In our state’s rye heyday, says Treacy (pronounced Tracy), the distilleries used water infused with limestone, a mineral prized for bringing out flavor nuances in whiskey and creating a velvety feel on the tongue. (There’s even a company, the Kentucky-based Old Limestone, that sells bottles of water tinged with the chalky stuff for mixing.) “If you look at a map of Maryland’s distilleries, you see that they follow a seam of limestone across the state,” Treacy says. Limestone, he adduces, “makes for fast horses and slow-aged whiskey.”
Sagamore recently released its first batch of rye, produced in Indiana from grain grown in Minnesota, the Dakotas and Canada. With the installation of a 3,700-pound copper and steel still at Port Covington in July and the completion of a barn at the farm to store barrels, the milling, fermenting, aging and bottling is now done in Maryland. Grain continues to be shipped from the Midwest.
The home of Baltimore Whiskey Company is a far cry from the lush open spaces of Sagamore Farms, or even the clean, well-lit 50,000-square-foot distilling and bottling operation at Port Covington. Tucked in the lower level of a brick building on Sisson Street that once manufactured machines that made broom handles, the 4,200-square-foot space has a loft for storing barrels, a small tasting room with a shabby bar counter and a large work area with a 250-gallon-pot still and a bottling machine that can handle four bottles at a time.
Partners Max Lents, Eli Breitburg-Smith and Ian Newton, who opened their distillery in winter 2015 with an M&T bank loan, have already pushed out thousands of bottles of Shot Tower gin, and 1904, a sweet apple- and ginger-infused brandy. Upstairs, 16 barrels of whiskey—each holds around 300 bottles—are aging, with a projected release date of 2018.
Today, the team is taste-testing a single barrel whiskey, an experimental batch made with a mash bill (or recipe) of peated barley, wheat and malted rye. “We have a special program so groups of customers or corporate clients can have their own branded blends,” Lents explains. This afternoon, the clear, fresh blend of malt and grain has a funky flavor—“Wet dog?” suggests one of the partners—though I’m assured it will mellow over time.
The gin, on the other hand, is complex and floral, with more fruit than the juniper flavor that characterizes British brands. The 100-proof Shot Tower gin is a favorite among bartenders at Woodberry Kitchen, Blue Pit Barbecue and W.C. Harlan.

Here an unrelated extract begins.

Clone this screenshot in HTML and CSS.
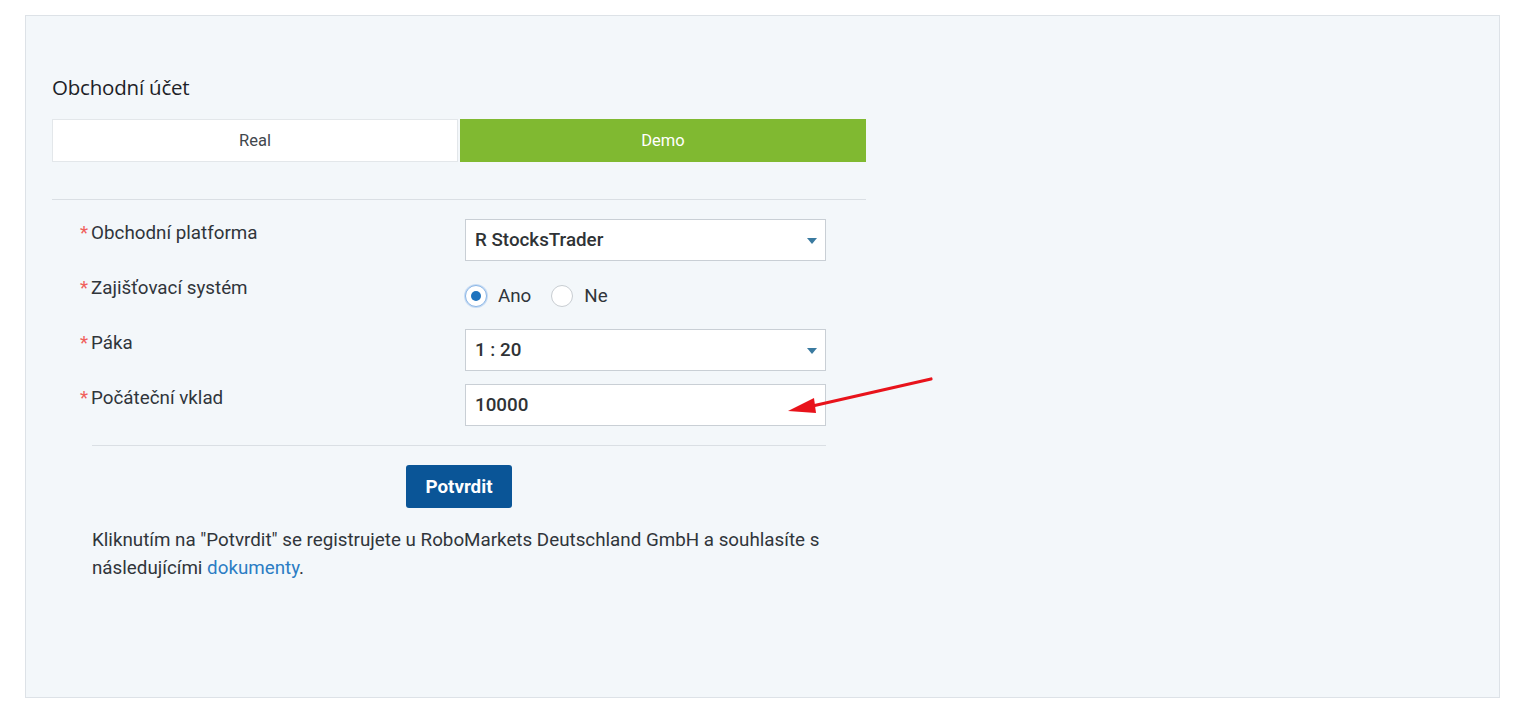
FILE: index.html
```html
<!DOCTYPE html>
<html lang="cs">
<head>
<meta charset="utf-8">
<title>Obchodní účet</title>
<link rel="stylesheet" href="styles.css">
</head>
<body>
<div class="panel">
  <div class="form">
    <h2 class="title">Obchodní účet</h2>
    <div class="tabs">
      <div class="tab">Real</div>
      <div class="tab tab-active">Demo</div>
    </div>
    <div class="divider"></div>
    <div class="rows">
      <div class="row">
        <div class="label"><span class="req">*</span>Obchodní platforma</div>
        <div class="control select">R StocksTrader<span class="caret"></span></div>
      </div>
      <div class="row">
        <div class="label"><span class="req">*</span>Zajišťovací systém</div>
        <div class="control radios">
          <span class="radio checked"></span><span class="radio-text">Ano</span>
          <span class="radio"></span><span class="radio-text">Ne</span>
        </div>
      </div>
      <div class="row">
        <div class="label"><span class="req">*</span>Páka</div>
        <div class="control select">1 : 20<span class="caret"></span></div>
      </div>
      <div class="row">
        <div class="label"><span class="req">*</span>Počáteční vklad</div>
        <div class="control select input">10000</div>
        <svg class="arrow" width="160" height="50" viewBox="0 0 160 50">
          <line x1="153" y1="5" x2="30" y2="33" stroke="#e8131b" stroke-width="3.2" stroke-linecap="round"/>
          <polygon points="10,37 36,24 38,39" fill="#e8131b"/>
        </svg>
      </div>
    </div>
    <div class="footer">
      <div class="divider2"></div>
      <div class="btn-wrap"><button class="btn">Potvrdit</button></div>
      <p class="note">Kliknutím na "Potvrdit" se registrujete u RoboMarkets Deutschland GmbH a souhlasíte s následujícími <a class="link" href="#">dokumenty</a>.</p>
    </div>
  </div>
</div>
</body>
</html>
```

FILE: styles.css
```css
html, body {
  margin: 0;
  padding: 0;
  background: #ffffff;
}
body {
  font-family: Roboto, "Liberation Sans", Arial, sans-serif;
  color: #2f3336;
}
.panel {
  margin: 15px 0 0 25px;
  width: 1473px;
  height: 681px;
  background: #f3f7fa;
  border: 1px solid #dde2e7;
}
.form {
  width: 814px;
  margin-left: 26px;
}
.title {
  margin: 0;
  padding-top: 57px;
  font-family: "Open Sans", "Noto Sans", sans-serif;
  font-weight: 500;
  font-size: 20.5px;
  line-height: 28px;
  color: #1d2227;
  letter-spacing: -0.2px;
}
.tabs {
  display: flex;
  gap: 2px;
  margin-top: 18px;
}
.tab {
  flex: 1;
  height: 43px;
  box-sizing: border-box;
  border: 1px solid #e3e7ea;
  background: #ffffff;
  display: flex;
  align-items: center;
  justify-content: center;
  font-size: 16.5px;
  color: #41474d;
}
.tab-active {
  background: #80b931;
  border-color: #80b931;
  color: #ffffff;
}
.divider {
  height: 1px;
  background: #dadfe4;
  margin-top: 37px;
}
.rows {
  padding: 19px 40px 0 28px;
}
.row {
  display: flex;
  align-items: flex-start;
  height: 42px;
  margin-bottom: 13px;
  position: relative;
}
.row:last-child {
  margin-bottom: 0;
}
.label {
  width: 385px;
  font-size: 18.8px;
  line-height: 28px;
  color: #30353a;
}
.req {
  color: #f0605c;
  margin-right: 3px;
}
.control {
  width: 361px;
  height: 42px;
  box-sizing: border-box;
}
.select {
  position: relative;
  background: #ffffff;
  border: 1px solid #c9cfd5;
  display: flex;
  align-items: center;
  padding-left: 9px;
  font-size: 18.8px;
  font-weight: 500;
  color: #2f3336;
}
.caret {
  position: absolute;
  right: 8px;
  top: 18px;
  width: 0;
  height: 0;
  border-left: 5px solid transparent;
  border-right: 5px solid transparent;
  border-top: 6px solid #3a7aa0;
}
.radios {
  display: flex;
  align-items: center;
  padding-top: 2px;
  height: 42px;
}
.radio {
  width: 22px;
  height: 22px;
  box-sizing: border-box;
  border-radius: 50%;
  border: 1px solid #c8cdd2;
  background: #ffffff;
  position: relative;
}
.radio.checked {
  border: 1px solid #8ab6e6;
  box-shadow: 0 0 0 1px #c8dcf3;
}
.radio.checked::after {
  content: "";
  position: absolute;
  left: 5px;
  top: 5px;
  width: 10px;
  height: 10px;
  border-radius: 50%;
  background: #1e73be;
}
.radio-text {
  font-size: 18.8px;
  color: #30353a;
  margin: 0 20px 0 11px;
}
.arrow {
  position: absolute;
  left: 698px;
  top: -10px;
}
.footer {
  padding: 0 40px 0 40px;
}
.divider2 {
  height: 1px;
  background: #dadfe4;
  margin-top: 19px;
}
.btn-wrap {
  padding: 19px 0 0 314px;
}
.btn {
  width: 106px;
  height: 43px;
  border: none;
  border-radius: 3px;
  background: #0a5597;
  color: #ffffff;
  font-family: Roboto, "Liberation Sans", Arial, sans-serif;
  font-weight: 700;
  font-size: 18.8px;
}
.note {
  margin: 18px 0 0 0;
  font-size: 18.8px;
  line-height: 28px;
  color: #30353a;
}
.link {
  color: #2b7dc4;
  text-decoration: none;
}
```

While Sagamore’s vision of Maryland spirits is closely tied to a grand past of thoroughbred racing and moneyed families, a fantasy world of rolling green pastures etched with white rail fences, the Baltimore whiskey guys are part of Baltimore city’s new bootstrap culture, the community that has spawned the recent surge of microbreweries, craft distilleries and urban farms.
“We had the entrepreneurial bug, and we wanted to do it here. We all love Baltimore and wanted to give back to the scene,” Lents explains. They tossed around ideas for brewpubs and bars. Breitburg-Smith had been a founding member of the Baltimore Rock Opera Society and also worked at Peabody Heights Brewing Company. Lents had toyed with the idea of making hand-finished cast iron pans.
The idea of a distillery lit them all up. “We’re all spirit enthusiasts,” says Lents. “We never considered this was a thing you can do, but the local distilling scene is a reminder that you can do this on a small scale.” Two of the three are working at the company full time, while Newton continues his day job as an I.T. consultant.
Sagamore and Baltimore Whiskey Company are just two of a new breed of distillers in the state. The Maryland Distillers Guild lists 11 distillers, and even more that are partnered with wineries. The two are evidence that in Maryland, spirits are on the rise—whether your taste runs thoroughbred or small batch.